Continued central bank accumulation of physical gold will send gold prices higher over time. At the same time, central banks will devalue currencies.
Pension funds are looking towards gold for safety
According to a report from Investment & Pensions Europe, a Dutch pension fund for specialty chemicals firm DSM is the latest firm to jump into the precious metal, allocating 5% of its portfolio to the precious metal. In a survey published by the World Gold Council on May 4, 2021, roughly 30% of UK pension funds said they were looking to increase their exposure to gold. The Ohio Police & Fire Pension Fund, currently with $15.7B in AUM, invested 5% of its assets in gold last year. This represents $800 million. Pension funds are severely underfunded. Some are in better shape than others. Longer bond yields are still very low and stocks take huge hits in times of market corrections. The Texas Teacher Retirement System also holds physical gold.

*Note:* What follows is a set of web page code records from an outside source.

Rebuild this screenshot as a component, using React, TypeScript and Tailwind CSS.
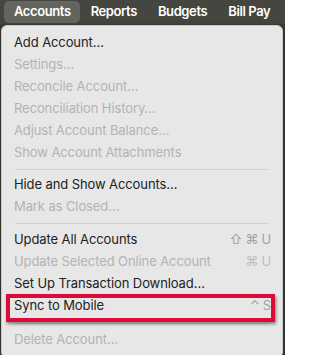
const menuBar = ["Accounts", "Reports", "Budgets", "Bill Pay"];

type Item =
  | { sep: number }
  | { label: string; off?: boolean; keys?: string[]; boxed?: boolean };

const items: Item[] = [
  { label: "Add Account…" },
  { label: "Settings…", off: true },
  { label: "Reconcile Account…", off: true },
  { label: "Reconciliation History…", off: true },
  { label: "Adjust Account Balance…", off: true },
  { label: "Show Account Attachments", off: true },
  { sep: 10 },
  { label: "Hide and Show Accounts…" },
  { label: "Mark as Closed…", off: true },
  { sep: 11 },
  { label: "Update All Accounts", keys: ["⇧", "⌘", "U"] },
  { label: "Update Selected Online Account", off: true, keys: ["⌘", "U"] },
  { label: "Set Up Transaction Download…" },
  { label: "Sync to Mobile", keys: ["⌃", "S"], boxed: true },
  { sep: 12 },
  { label: "Delete Account…", off: true },
];

export default function App() {
  return (
    <div
      className="w-[285px] h-[355px] overflow-hidden bg-[#3a3b35]"
      style={{ fontFamily: "Inter, 'Noto Sans', sans-serif" }}
    >
      {/* menu bar */}
      <div className="h-[24px] flex items-center pl-[4px] gap-[1px] bg-[#45463f] whitespace-nowrap">
        {menuBar.map((m, i) => (
          <div
            key={m}
            className={
              i === 0
                ? "h-[22px] flex items-center pl-[10px] pr-[9px] rounded-[5px] bg-[#62645d] text-white text-[13px] font-semibold tracking-[-0.4px]"
                : "h-[22px] flex items-center px-[10px] text-white text-[13px] font-semibold tracking-[-0.4px]"
            }
          >
            {m}
          </div>
        ))}
      </div>

      {/* dropdown */}
      <div className="ml-[1px] w-[282px] mt-[1px] rounded-[6px] bg-[#e7e7e7] border border-[#c9c9c9] pt-[6px] pb-[6px] shadow-[0_4px_12px_rgba(0,0,0,0.3)]">
        {items.map((it, i) =>
          "sep" in it ? (
            <div
              key={i}
              className={
                "flex items-center px-[13px] " +
                (it.sep === 10 ? "h-[10px]" : it.sep === 11 ? "h-[11px]" : "h-[12px]")
              }
            >
              <div className="h-px w-full bg-[#cfcfcf]" />
            </div>
          ) : (
            <div
              key={i}
              className={
                "relative h-[22px] flex items-center justify-between pl-[12px] pr-[11px] text-[13px] tracking-[-0.1px] whitespace-nowrap " +
                (it.off ? "text-[#b3b3b3]" : "text-[#222222]")
              }
            >
              <span>{it.label}</span>
              {it.keys && (
                <span
                  className={
                    "flex gap-[3px] text-[13px] " +
                    (it.off ? "text-[#bdbdbd]" : "text-[#a2a2a2]")
                  }
                >
                  {it.keys.map((k) => (
                    <span key={k}>{k}</span>
                  ))}
                </span>
              )}
              {it.boxed && (
                <div className="absolute left-[4px] right-[7px] top-[-1px] bottom-[-5px] border-[4px] border-[#dd0b3a] shadow-[1px_2px_3px_rgba(0,0,0,0.45)]" />
              )}
            </div>
          )
        )}
      </div>
    </div>
  );
}
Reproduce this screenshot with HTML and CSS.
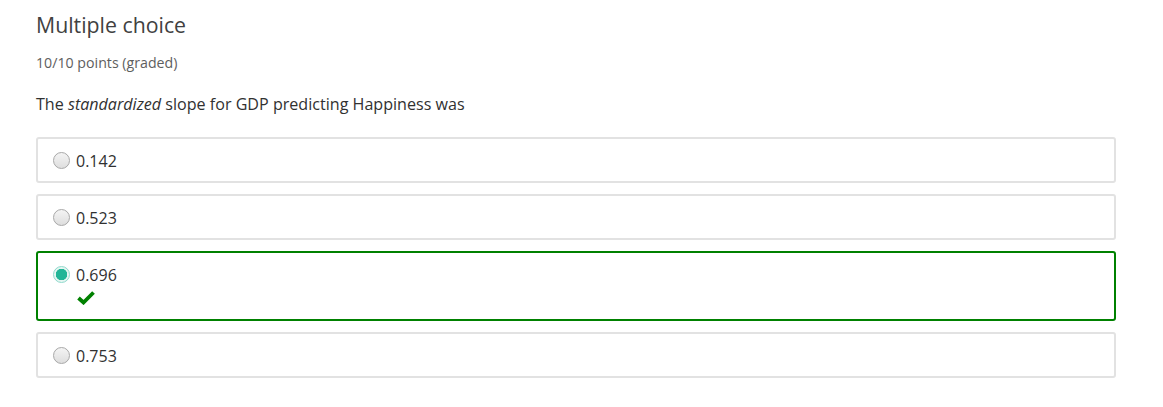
FILE: index.html
```html
<!DOCTYPE html>
<html>
<head>
<meta charset="utf-8">
<link rel="stylesheet" href="styles.css">
</head>
<body>
<div class="problem">
  <h3 class="title">Multiple choice</h3>
  <div class="points">10/10 points (graded)</div>
  <p class="question">The <em>standardized</em> slope for GDP predicting Happiness was</p>
  <div class="choices">
    <label class="choice"><span class="radio"></span><span class="text">0.142</span></label>
    <label class="choice"><span class="radio"></span><span class="text">0.523</span></label>
    <label class="choice correct">
      <span class="radio checked"></span>
      <span class="body">
        <span class="text">0.696</span>
        <svg class="check" width="18" height="14" viewBox="0 0 18 14"><path d="M1.5 7 L6.5 11.5 L16.5 1.5" fill="none" stroke="#008100" stroke-width="3.8"/></svg>
      </span>
    </label>
    <label class="choice"><span class="radio"></span><span class="text">0.753</span></label>
  </div>
</div>
</body>
</html>
```
FILE: styles.css
```css
html, body {
  margin: 0;
  padding: 0;
  background: #fff;
}
body {
  font-family: "Open Sans", "DejaVu Sans", sans-serif;
  color: #313131;
}
.problem {
  padding: 10px 47px 0 36px;
}
.title {
  margin: 0;
  font-size: 21.3px;
  font-weight: 400;
  color: #414141;
  line-height: 30px;
}
.points {
  margin-top: 13px;
  font-size: 14.2px;
  color: #5e5e5e;
  line-height: 20px;
}
.question {
  margin: 19px 0 0;
  font-size: 16.1px;
  line-height: 24px;
  color: #313131;
}
.choices {
  margin-top: 21px;
  display: flex;
  flex-direction: column;
  gap: 11px;
}
.choice {
  display: flex;
  align-items: flex-start;
  gap: 6px;
  border: 2px solid #e2e2e2;
  border-radius: 3px;
  padding: 11px 14px 9px 15px;
  min-height: 22px;
  font-size: 16px;
  line-height: 22px;
}
.choice.correct {
  border-color: #008100;
  padding-bottom: 14px;
}
.radio {
  box-sizing: border-box;
  flex: none;
  width: 17px;
  height: 17px;
  margin-top: 2px;
  border-radius: 50%;
  border: 1px solid #a8a8a8;
  background: linear-gradient(#f4f4f4, #dedede);
}
.radio.checked {
  border: 1px solid #8fd9cc;
  background: radial-gradient(circle, #22b597 0 5.5px, #e6f6f2 6px);
}
.body {
  display: flex;
  flex-direction: column;
}
.check {
  margin: 5px 0 0 1px;
  display: block;
}
```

It would make sense that many more pension funds will join the list. It won’t take many to push gold prices higher. The physical gold market is relatively very small compared to the bond and stock markets. Very few US states have physical gold as a major part of their pension system. As our Federal Reserve notes continue to be debased, increased pension fund demand will send the gold price higher over time.
We are experiencing the biggest real estate and stock joy ride of our lifetimes. Unfortunately, this is due to the biggest debt bubble being created in history. We are experiencing the final stages of the devaluation of our paper currency. This could take months, years, or can happen at any time. Insurance policies for our money need to be taken out now. The idea is to sell high and buy low. When the debasement finally happens, it will be too late to do anything. Preparations need to be made now. Investors need to be proactive, not reactive. If we look at the money supply created, gold today is as undervalued as it was in 1972 or 1999. When paper contracts are required to deliver actual metal and are not allowed to just roll over paper contracts to satisfy requirements, the gold price will skyrocket. We are getting closer to that day as each day passes. It doesn’t matter what the gold price does on a daily or weekly basis. There is a limited downside and great upside potential to the gold price as it will reflect many of the aspects covered above. A lower dollar is inevitable over time, as well as a higher gold price is inevitable over time. Your physical gold will be there when you need it, just like that insurance policy you pay for every month in case of an accident.